Why make such a request? Why head to the fields with an expectation any right-minded farmer would ever allow anyone, whosoever, wherever, to gather food, for themselves and no other, for free?
Ruth was new to Israel. She lived during the time of the judges, a time when everyone did what was right in his own eyes (Judges 21:25). God’s people lived as though they were not at all governed by God’s law. Self-will ruled the day. People did not search the Scriptures. The norm was to follow the dictates of the heart, not the word of God. But Ruth was new. When she read Deuteronomy and saw how Israelites were to, after reaping their harvest, leave a little for the fatherless, the foreigner, and the widow, she felt she qualified (Deuteronomy 24:19). She thought she'd like to go out to the fields and see who would obey the word of the Lord. Send me, she said to Naomi.

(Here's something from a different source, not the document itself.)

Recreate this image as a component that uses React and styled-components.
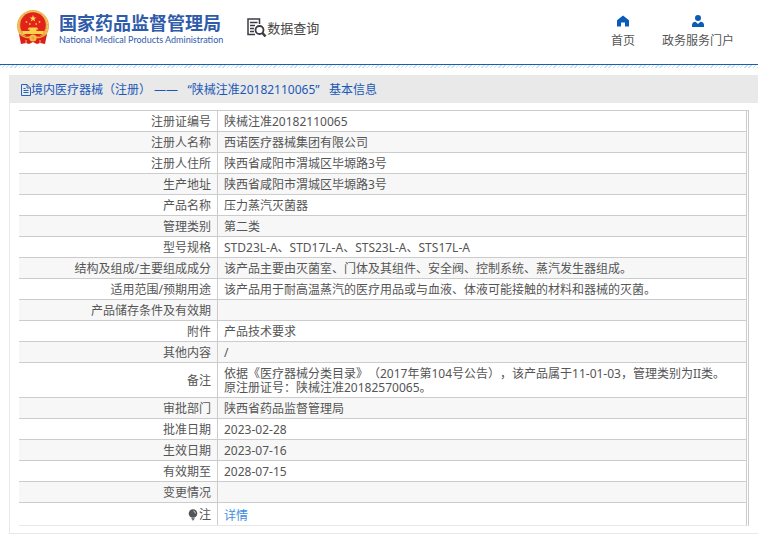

Call this youthful optimism, if you must, but remember that Ruth was successful in her quest. She thought someone might obey, and someone did. Boaz extended grace to the girl from Moab. She found a law-keeping man.
Let Ruth’s hope shine on your weary heart. When God’s children walk around saying, even if just within their own hearts, no one will obey God, they usually find what they are looking for. When the expectation of radical restoration and conversions evaporate, they rarely occur. When the prophet Habakkuk’s voice begins to overtake your own, the voice that says, “the law is paralyzed, and justice never goes forth,” then all we'll see is what we’ve expected (Habakkuk 1:4).
But Ruth felt differently. She had hope. She believed — she was new after all — that one of God’s people might heed the dictates of God’s law.
Do not dismiss this spirit as the naivety of the newbie. It is the perspective of the mature saint. Paul, years into a life serving God’s people, said, “since we have such hope (of permanent transformation provided by the New Covenant), we are very bold” (2 Corinthians 3:12). To him, the New Covenant, that God fulfilled the law in Christ and came to live inside us to change us from the inside out, is radical enough to produce a sweeping change in a believer’s life. He had that hope, the kind Ruth had, and he did not lose it.
What about you, pastor? Mentor? Small group leader? Counselor? Have you lost your Ruthian hope? Do not allow despair a moment’s traction. If God can work in the period of the judges, he can work in your era as well.